Selon vous – et c’est aussi un argument utilisé par ses avocats américains qui la défendent sur le fond –, Ghislaine Maxwell paie le prix du suicide en prison de Jeffrey Epstein et de la nécessité pour le gouvernement américain de s’assurer de la tenue d’un procès dans cette affaire. Elle serait, en quelque sorte, un «accusé de substitution»…

L’affaire Epstein avait suscité une émotion considérable et d’ailleurs parfaitement compréhensible, elle appelait donc un procès. Or, les autorités américaines ont été incapables de préserver sa vie et d’organiser ce procès. Jusqu’à la mort d’Epstein, Mme Maxwell n’avait pas été poursuivie par le procureur, même s’il est vrai qu’elle avait été mise en cause par certaines victimes d’Epstein. Le feu médiatique et judiciaire s’est alors concentré sur elle juste après sa mort, en 2020. Même si les faits allégués se seraient produits dix-sept à vingt-sept ans auparavant, il était impensable de clore le dossier, il fallait trouver une accusée à la mesure de cette immense émotion… et ne pas la lâcher.

Les faits qui lui sont reprochés, dont un chef d’accusation de «trafic sexuel de mineurs», sont malgré tout graves. En convenez-vous ?

Bien sûr, c’est précisément parce que ces accusations sont graves qu’elles appellent un procès juste. C’est l’intérêt des plaignantes comme de l’accusée, et c’est l’intérêt de la vérité. Notre démarche est indépendante du fond de l’affaire, nous ne nous prononçons pas sur la question de l’innocence ou de la culpabilité. Nous ne nous battons pas contre les plaignantes mais contre l’arbitraire. Nous nous interrogeons sur la possibilité même d’un procès équitable, où l’accusé devrait pouvoir exercer ses droits sur un pied d’égalité avec l’accusation. Chacun y a droit, même Ghislaine Maxwell.

L’autre élément central de votre requête concerne la présomption d’innocence de Ghislaine Maxwell, dont vous estimez qu’elle a été maintes fois bafouée. Pourquoi ?
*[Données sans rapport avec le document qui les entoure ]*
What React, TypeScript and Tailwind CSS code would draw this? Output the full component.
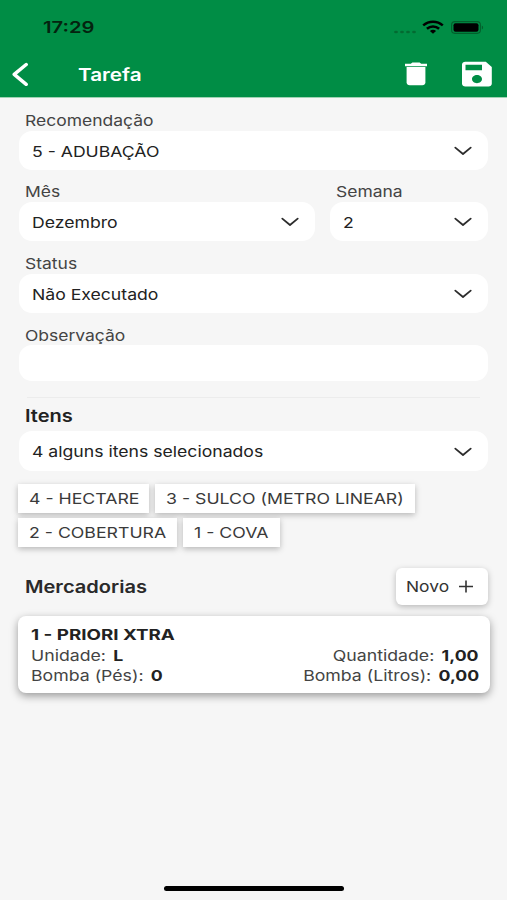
import type React from "react"
import clsx from "clsx"

type TextProps = {
  className?: string
  children: React.ReactNode
}

// Wide text: Inter stretched horizontally
const Text: React.FC<TextProps> = ({ className, children }) => (
  <span className={clsx("inline-block whitespace-nowrap", className)}>{children}</span>
)

const Chevron: React.FC = () => (
  <svg width="18" height="10" viewBox="0 0 18 10" fill="none" className="mt-px shrink-0">
    <path d="M1.3 1.6 9 8l7.7-6.4" stroke="#2c2c2c" strokeWidth="1.8" strokeLinecap="round" strokeLinejoin="round" />
  </svg>
)

type SelectProps = {
  label: string
  value: string
  className?: string
}

const SelectField: React.FC<SelectProps> = ({ label, value, className }) => (
  <div className={className}>
    <div className="flex h-[22px] items-center pl-[5.5px] text-[15px] text-[#444]">
      <Text className="origin-left translate-y-px scale-x-[1.165]">{label}</Text>
    </div>
    <div className="flex h-[39px] items-center justify-between rounded-[13px] bg-white pl-[12.5px] pr-4 text-[15px] text-[#222]">
      <Text className="origin-left translate-y-[1.5px] scale-x-[1.175]">{value}</Text>
      <Chevron />
    </div>
  </div>
)

const chips = [
  { label: "4 - HECTARE", width: "w-[131px]" },
  { label: "3 - SULCO (METRO LINEAR)", width: "w-[260px]" },
  { label: "2 - COBERTURA", width: "w-[159px]" },
  { label: "1 - COVA", width: "w-[97px]" },
]

const StatusBar: React.FC = () => (
  <div className="flex h-[54px] items-center justify-between pl-[42.5px] pr-[23px]">
    <Text className="origin-left scale-x-[1.26] text-[16px] font-semibold text-[#04230f]">17:29</Text>
    <div className="flex items-center">
      <svg width="24" height="4" viewBox="0 0 24 4" fill="#036a31" className="mr-[5px] mt-[9px]">
        <ellipse cx="3" cy="2" rx="1.9" ry="1.3" />
        <ellipse cx="9" cy="2" rx="1.9" ry="1.3" />
        <ellipse cx="15" cy="2" rx="1.9" ry="1.3" />
        <ellipse cx="21" cy="2" rx="1.9" ry="1.3" />
      </svg>
      <svg width="22" height="14" viewBox="0 0 22 14" fill="none" stroke="#000" strokeWidth="2.5" className="mr-[7px]">
        <path d="M1.2 5.4C6.8.5 15.2.5 20.8 5.4" />
        <path d="M4.9 8.8C8.4 5.7 13.6 5.7 17.1 8.8" />
        <path d="M7.9 10.9C9.6 9.2 12.4 9.2 14.1 10.9L11 13.7z" fill="#000" stroke="none" />
      </svg>
      <svg width="33" height="13" viewBox="0 0 33 13" fill="none">
        <rect x=".6" y=".6" width="28.8" height="11.8" rx="3.3" stroke="#035f2c" strokeWidth="1.1" />
        <rect x="2.5" y="2.2" width="25" height="8.6" rx="2" fill="#000" />
        <path d="M30.8 4.5c1.8.6 1.8 3.4 0 4z" fill="#035f2c" />
      </svg>
    </div>
  </div>
)

const Header: React.FC = () => (
  <header className="h-[98px] border-b border-[#9fd2b3] bg-[#008d45]">
    <StatusBar />
    <div className="flex h-10 items-center pl-3 pr-[15px]">
      <svg width="17" height="24" viewBox="0 0 17 24" fill="none">
        <path d="M14.2 2.5 2.2 12.4l12 9.9" stroke="#fff" strokeWidth="3.5" strokeLinecap="round" strokeLinejoin="round" />
      </svg>
      <Text className="ml-[49px] origin-left translate-y-[1.5px] scale-x-[1.22] text-[17px] font-semibold text-white">Tarefa</Text>
      <div className="ml-auto flex items-center">
        <svg width="22" height="24" viewBox="0 0 22 24" fill="#fff" className="mr-[35px]">
          <path d="M0 1.8h5.8L7.4.4h7.2l1.6 1.4H22v2.5H0z" />
          <path d="M1.6 5.1h18.8v15.2c0 1.7-1.3 3-3.1 3H4.7c-1.8 0-3.1-1.3-3.1-3z" />
        </svg>
        <svg width="30" height="26" viewBox="0 0 30 26" fill="#fff" fillRule="evenodd">
          <path d="M3.3.8h20.5L29.8 6v16.8c0 1.5-1.5 2.8-3.3 2.8H3.3C1.5 25.6 0 24.3 0 22.8V3.6C0 2.1 1.500.8 3.3.8zM3.500 3.7v5.600H20V3.7zM15 14c-2.800 0-5 1.800-5 4.100s2.200 4.200 5 4.200 5-1.900 5-4.200S17.800 14 15 14z" />
        </svg>
      </div>
    </div>
  </header>
)

const App: React.FC = () => {
  return (
    <div className="flex h-[900px] w-[507px] flex-col overflow-hidden bg-[#f6f6f6] font-['Inter',sans-serif]">
      <Header />

      <main className="flex flex-1 flex-col pl-[19px] pr-[19px] pt-[11px]">
        <SelectField label="Recomendação" value="5 - ADUBAÇÃO" />
        <div className="mt-[10px] flex gap-[15px]">
          <SelectField label="Mês" value="Dezembro" className="w-[296px]" />
          <SelectField label="Semana" value="2" className="flex-1" />
        </div>
        <SelectField label="Status" value="Não Executado" className="mt-[11px]" />

        <div className="mt-[10px] flex h-[22px] items-center pl-[5.5px] text-[15px] text-[#444]">
          <Text className="origin-left translate-y-[1.5px] scale-x-[1.165]">Observação</Text>
        </div>
        <div className="h-[36px] rounded-[13px] bg-white" />

        {/* Itens */}
        <div className="ml-2 mr-2 mt-4 h-px bg-[#ececec]" />
        <div className="mt-[6px] flex h-[24px] items-center pl-1.5 text-[17px] font-semibold text-[#222]">
          <Text className="origin-left translate-y-px scale-x-[1.18]">Itens</Text>
        </div>
        <div className="mt-[3px] flex h-[40px] items-center justify-between rounded-[13px] bg-white pl-[12.5px] pr-4 text-[15px] text-[#222]">
          <Text className="origin-left translate-y-px scale-x-[1.175]">4 alguns itens selecionados</Text>
          <Chevron />
        </div>
        <div className="-ml-px mt-[13px] flex flex-wrap gap-x-[6px] gap-y-[5px]">
          {chips.map((chip) => (
            <div
              key={chip.label}
              className={clsx("flex h-[29px] items-center bg-white pl-[10.5px] text-[15px] text-[#3a3a3a] shadow-[0_2px_6px_rgba(0,0,0,0.26)]", chip.width)}
            >
              <Text className="origin-left translate-y-px scale-x-[1.18]">{chip.label}</Text>
            </div>
          ))}
        </div>

        {/* Mercadorias */}
        <div className="mt-[21px] flex h-[37px] items-center justify-between pl-1.5">
          <Text className="origin-left translate-y-px scale-x-[1.18] text-[17px] font-semibold text-[#2a2a2a]">Mercadorias</Text>
          <button className="flex h-[37px] w-[92px] items-center justify-between rounded-[6px] bg-white pl-[10px] pr-[15px] text-[15px] text-[#333] shadow-[0_2px_6px_rgba(0,0,0,0.25)]">
            <Text className="origin-left translate-y-px scale-x-[1.16]">Novo</Text>
            <svg width="14" height="13" viewBox="0 0 14 13" stroke="#333" strokeWidth="1.6">
              <path d="M0 6.5h14M7 .5v12" />
            </svg>
          </button>
        </div>
        <div className="-ml-px -mr-[2px] mt-[11px] h-[76.5px] rounded-[8px] bg-white pl-[12.5px] pr-[11px] pt-[9px] text-[15px] leading-[20.5px] text-[#444] shadow-[0_3px_8px_rgba(0,0,0,0.38)]">
          <div className="flex">
            <Text className="origin-left scale-x-[1.25] font-bold text-[#222]">1 - PRIORI XTRA</Text>
          </div>
          <div className="flex justify-between">
            <Text className="origin-left scale-x-[1.18]">
              Unidade: <b className="ml-0.5 text-[#222]">L</b>
            </Text>
            <Text className="origin-right scale-x-[1.18]">
              Quantidade: <b className="ml-0.5 text-[#222]">1,00</b>
            </Text>
          </div>
          <div className="flex justify-between">
            <Text className="origin-left scale-x-[1.18]">
              Bomba (Pés): <b className="ml-0.5 text-[#222]">0</b>
            </Text>
            <Text className="origin-right scale-x-[1.18]">
              Bomba (Litros): <b className="ml-0.5 text-[#222]">0,00</b>
            </Text>
          </div>
        </div>
      </main>

      {/* Home indicator */}
      <div className="mx-auto mb-[9px] h-[5px] w-[180px] rounded-full bg-black" />
    </div>
  )
}

export default App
Mme Maxwell se présente devant les jurés avec le poids de son accusation alourdie par la charge d’une condamnation médiatique. Des dizaines de documentaires, émissions et podcasts, une cinquantaine d’ouvrages et des milliers d’articles ont conduit des millions de personnes à se forger une opinion arrêtée sur ce dossier, alors que force est de reconnaître que sa voix n’a jamais pu être entendue. Les autorités de poursuite américaines n’ont pas cherché à atténuer les effets de cette diabolisation. Au contraire, après avoir mis en scène son arrestation, elles organisèrent une conférence de presse théâtrale où Mme Maxwell fut présentée au monde comme coupable. Perçue comme telle, elle fut et demeure traitée comme coupable alors même, que, faut-il le rappeler, elle n’a pas été jugée et n’a pu ni s’exprimer ni préparer sa défense.

Vous dites qu’on ne l’a pas entendue. Mais n’est-ce pas aussi son choix ?

Comment lui reprocher de n’avoir su répondre à la foule accusatrice et unanime ? Comment le faire du fond de sa cellule, sans accès au dossier jusqu’à une période très récente ?

Croyez-vous encore, malgré tout, à la possibilité d’un procès équitable ?

Est-ce encore possible ? Ce qui me frappe, c’est l’irrationnel de la haine qui se déchaîne contre celle qui est appelée «le monstre», dont on exige «qu’elle pourrisse en enfer». Regardez, nous jugeons en ce moment à Paris les auteurs présumés des attentats de novembre 2015 et je ne vois pas cette haine s’exprimer contre les accusés. C’est l’honneur d’une société de les juger aussi sereinement qu’il est possible.

Avez-vous eu un premier retour du groupe d’experts de l’ONU sur la détention arbitraire à la suite de votre requête ? Qu’en espérez-vous ?

C’est une autorité indépendante et respectée, créée par le Français Louis Joinet, qui fut le fondateur du Syndicat de la magistrature. Ses avis n’ont pas de force impérative mais une indiscutable influence morale partout dans le monde. La lutte pour le procès équitable et contre la détention arbitraire est une cause universelle, c’est aussi un combat contre les dérives de notre époque.